◆ **Exercise goal**:
Your job is to retype all of the data word for word, leaving every image out.

◆ **Information shown**:

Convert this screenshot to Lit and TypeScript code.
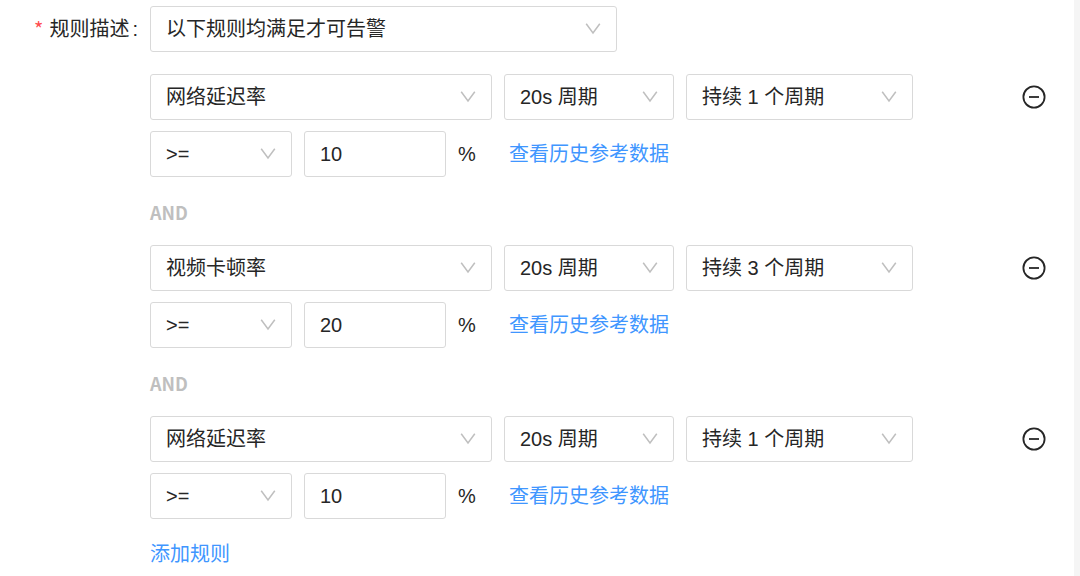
import { LitElement, html, css, svg } from "lit";
import { customElement, property, state } from "lit/decorators.js";

interface Rule {
  metric: string;
  period: string;
  duration: string;
  operator: string;
  threshold: number;
}

@customElement("select-box")
class SelectBox extends LitElement {
  @property() label = "";
  @property() value = "";

  static styles = css`
    :host {
      display: grid;
      min-width: 0;
    }
    .field,
    .arrow {
      grid-area: 1 / 1;
    }
    .field {
      box-sizing: border-box;
      width: 100%;
      height: 46px;
      margin: 0;
      padding: 0 44px 0 15px;
      border: 1px solid #d9d9d9;
      border-radius: 3px;
      background: #fff;
      color: #262626;
      font: inherit;
      appearance: none;
    }
    .field:focus {
      outline: none;
      border-color: #4096ff;
    }
    .arrow {
      align-self: center;
      justify-self: end;
      width: 16px;
      height: 12px;
      margin-right: 16px;
      pointer-events: none;
    }
  `;

  render() {
    return html`
      <select class="field" aria-label=${this.label}>
        <option selected>${this.value}</option>
      </select>
      <svg class="arrow" viewBox="0 0 16 12" aria-hidden="true">
        <path d="M1.2 .8L8 10L14.8 .8" fill="none" stroke="#bfbfbf" stroke-width="1.5" />
      </svg>
    `;
  }
}

@customElement("app-root")
class AppRoot extends LitElement {
  @state() private rules: Rule[] = [
    { metric: "网络延迟率", period: "20s 周期", duration: "持续 1 个周期", operator: ">=", threshold: 10 },
    { metric: "视频卡顿率", period: "20s 周期", duration: "持续 3 个周期", operator: ">=", threshold: 20 },
    { metric: "网络延迟率", period: "20s 周期", duration: "持续 1 个周期", operator: ">=", threshold: 10 },
  ];

  static styles = css`
    :host {
      display: block;
      box-sizing: border-box;
      min-height: 100vh;
      border-right: 6px solid #f5f5f5;
      background: #fff;
      color: #262626;
      font: 20px/30px "Liberation Sans", "Noto Sans CJK SC", sans-serif;
    }
    .form {
      display: grid;
      grid-template-columns: 138px minmax(0, 1fr);
      column-gap: 12px;
      padding: 6px 28px 0 0;
    }
    .label {
      display: flex;
      justify-content: flex-end;
      line-height: 46px;
    }
    .required {
      margin-right: 6px;
      color: #ff4d4f;
      font-family: "Noto Sans CJK SC", sans-serif;
    }
    .colon {
      margin-left: 3px;
    }
    .mode {
      width: 61%;
      max-width: 467px;
    }
    .rules {
      display: flex;
      flex-direction: column;
      margin-top: 22px;
    }
    .rule {
      display: grid;
      grid-template-columns: minmax(0, 763px) auto;
      justify-content: space-between;
    }
    .lines {
      display: grid;
      gap: 11px;
    }
    .line {
      display: grid;
      gap: 12px;
      align-items: center;
    }
    .scope {
      grid-template-columns: 342fr 170fr 227fr;
    }
    .limit {
      grid-template-columns: 142px 142px 39px auto;
      justify-content: start;
    }
    .number {
      box-sizing: border-box;
      width: 100%;
      height: 46px;
      margin: 0;
      padding: 0 15px;
      border: 1px solid #d9d9d9;
      border-radius: 3px;
      color: inherit;
      font: inherit;
    }
    .link {
      color: #4096ff;
      text-decoration: none;
    }
    .remove {
      display: flex;
      align-items: center;
      height: 46px;
      padding: 0;
      border: 0;
      background: none;
      color: #262626;
      cursor: pointer;
    }
    .minus {
      width: 24px;
      height: 24px;
    }
    .and {
      padding: 20px 0 18px;
      color: #bfbfbf;
      font: bold 18px/30px "Noto Sans CJK SC", sans-serif;
    }
    .add {
      align-self: flex-start;
      margin-top: 20px;
      padding: 0;
      border: 0;
      background: none;
      color: #4096ff;
      font: inherit;
      cursor: pointer;
    }
  `;

  private add() {
    this.rules = [...this.rules, { ...this.rules[0] }];
  }

  private remove(index: number) {
    this.rules = this.rules.filter((_, i) => i !== index);
  }

  private renderRule(rule: Rule, index: number) {
    return html`
      ${index > 0 ? html`<div class="and">AND</div>` : ""}
      <div class="rule">
        <div class="lines">
          <div class="line scope">
            <select-box label="指标" .value=${rule.metric}></select-box>
            <select-box label="周期" .value=${rule.period}></select-box>
            <select-box label="持续" .value=${rule.duration}></select-box>
          </div>
          <div class="line limit">
            <select-box label="条件" .value=${rule.operator}></select-box>
            <input class="number" id="limit-${index}" aria-label="阈值" .value=${String(rule.threshold)} />
            <label for="limit-${index}">%</label>
            <a class="link" href="#history">查看历史参考数据</a>
          </div>
        </div>
        <button class="remove" type="button" aria-label="删除" @click=${() => this.remove(index)}>
          <svg class="minus" viewBox="0 0 24 24" fill="none" stroke="currentColor" stroke-width="1.8" aria-hidden="true">
            ${svg`<circle cx="12" cy="12" r="10.6" /><path d="M7 12H17" />`}
          </svg>
        </button>
      </div>
    `;
  }

  render() {
    return html`
      <form class="form" @submit=${(e: Event) => e.preventDefault()}>
        <div class="label"><span class="required">*</span><span>规则描述</span><span class="colon">:</span></div>
        <div>
          <select-box class="mode" label="规则描述" value="以下规则均满足才可告警"></select-box>
          <div class="rules">
            ${this.rules.map((rule, i) => this.renderRule(rule, i))}
            <button class="add" type="button" @click=${this.add}>添加规则</button>
          </div>
        </div>
      </form>
    `;
  }
}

◆ **Answer to the problem**:
Convert this screenshot to Lit and TypeScript code.
import { LitElement, html, css, svg } from "lit";
import { customElement, property, state } from "lit/decorators.js";

interface Rule {
  metric: string;
  period: string;
  duration: string;
  operator: string;
  threshold: number;
}

@customElement("select-box")
class SelectBox extends LitElement {
  @property() label = "";
  @property() value = "";

  static styles = css`
    :host {
      display: grid;
      min-width: 0;
    }
    .field,
    .arrow {
      grid-area: 1 / 1;
    }
    .field {
      box-sizing: border-box;
      width: 100%;
      height: 46px;
      margin: 0;
      padding: 0 44px 0 15px;
      border: 1px solid #d9d9d9;
      border-radius: 3px;
      background: #fff;
      color: #262626;
      font: inherit;
      appearance: none;
    }
    .field:focus {
      outline: none;
      border-color: #4096ff;
    }
    .arrow {
      align-self: center;
      justify-self: end;
      width: 16px;
      height: 12px;
      margin-right: 16px;
      pointer-events: none;
    }
  `;

  render() {
    return html`
      <select class="field" aria-label=${this.label}>
        <option selected>${this.value}</option>
      </select>
      <svg class="arrow" viewBox="0 0 16 12" aria-hidden="true">
        <path d="M1.2 .8L8 10L14.8 .8" fill="none" stroke="#bfbfbf" stroke-width="1.5" />
      </svg>
    `;
  }
}

@customElement("app-root")
class AppRoot extends LitElement {
  @state() private rules: Rule[] = [
    { metric: "网络延迟率", period: "20s 周期", duration: "持续 1 个周期", operator: ">=", threshold: 10 },
    { metric: "视频卡顿率", period: "20s 周期", duration: "持续 3 个周期", operator: ">=", threshold: 20 },
    { metric: "网络延迟率", period: "20s 周期", duration: "持续 1 个周期", operator: ">=", threshold: 10 },
  ];

  static styles = css`
    :host {
      display: block;
      box-sizing: border-box;
      min-height: 100vh;
      border-right: 6px solid #f5f5f5;
      background: #fff;
      color: #262626;
      font: 20px/30px "Liberation Sans", "Noto Sans CJK SC", sans-serif;
    }
    .form {
      display: grid;
      grid-template-columns: 138px minmax(0, 1fr);
      column-gap: 12px;
      padding: 6px 28px 0 0;
    }
    .label {
      display: flex;
      justify-content: flex-end;
      line-height: 46px;
    }
    .required {
      margin-right: 6px;
      color: #ff4d4f;
      font-family: "Noto Sans CJK SC", sans-serif;
    }
    .colon {
      margin-left: 3px;
    }
    .mode {
      width: 61%;
      max-width: 467px;
    }
    .rules {
      display: flex;
      flex-direction: column;
      margin-top: 22px;
    }
    .rule {
      display: grid;
      grid-template-columns: minmax(0, 763px) auto;
      justify-content: space-between;
    }
    .lines {
      display: grid;
      gap: 11px;
    }
    .line {
      display: grid;
      gap: 12px;
      align-items: center;
    }
    .scope {
      grid-template-columns: 342fr 170fr 227fr;
    }
    .limit {
      grid-template-columns: 142px 142px 39px auto;
      justify-content: start;
    }
    .number {
      box-sizing: border-box;
      width: 100%;
      height: 46px;
      margin: 0;
      padding: 0 15px;
      border: 1px solid #d9d9d9;
      border-radius: 3px;
      color: inherit;
      font: inherit;
    }
    .link {
      color: #4096ff;
      text-decoration: none;
    }
    .remove {
      display: flex;
      align-items: center;
      height: 46px;
      padding: 0;
      border: 0;
      background: none;
      color: #262626;
      cursor: pointer;
    }
    .minus {
      width: 24px;
      height: 24px;
    }
    .and {
      padding: 20px 0 18px;
      color: #bfbfbf;
      font: bold 18px/30px "Noto Sans CJK SC", sans-serif;
    }
    .add {
      align-self: flex-start;
      margin-top: 20px;
      padding: 0;
      border: 0;
      background: none;
      color: #4096ff;
      font: inherit;
      cursor: pointer;
    }
  `;

  private add() {
    this.rules = [...this.rules, { ...this.rules[0] }];
  }

  private remove(index: number) {
    this.rules = this.rules.filter((_, i) => i !== index);
  }

  private renderRule(rule: Rule, index: number) {
    return html`
      ${index > 0 ? html`<div class="and">AND</div>` : ""}
      <div class="rule">
        <div class="lines">
          <div class="line scope">
            <select-box label="指标" .value=${rule.metric}></select-box>
            <select-box label="周期" .value=${rule.period}></select-box>
            <select-box label="持续" .value=${rule.duration}></select-box>
          </div>
          <div class="line limit">
            <select-box label="条件" .value=${rule.operator}></select-box>
            <input class="number" id="limit-${index}" aria-label="阈值" .value=${String(rule.threshold)} />
            <label for="limit-${index}">%</label>
            <a class="link" href="#history">查看历史参考数据</a>
          </div>
        </div>
        <button class="remove" type="button" aria-label="删除" @click=${() => this.remove(index)}>
          <svg class="minus" viewBox="0 0 24 24" fill="none" stroke="currentColor" stroke-width="1.8" aria-hidden="true">
            ${svg`<circle cx="12" cy="12" r="10.6" /><path d="M7 12H17" />`}
          </svg>
        </button>
      </div>
    `;
  }

  render() {
    return html`
      <form class="form" @submit=${(e: Event) => e.preventDefault()}>
        <div class="label"><span class="required">*</span><span>规则描述</span><span class="colon">:</span></div>
        <div>
          <select-box class="mode" label="规则描述" value="以下规则均满足才可告警"></select-box>
          <div class="rules">
            ${this.rules.map((rule, i) => this.renderRule(rule, i))}
            <button class="add" type="button" @click=${this.add}>添加规则</button>
          </div>
        </div>
      </form>
    `;
  }
}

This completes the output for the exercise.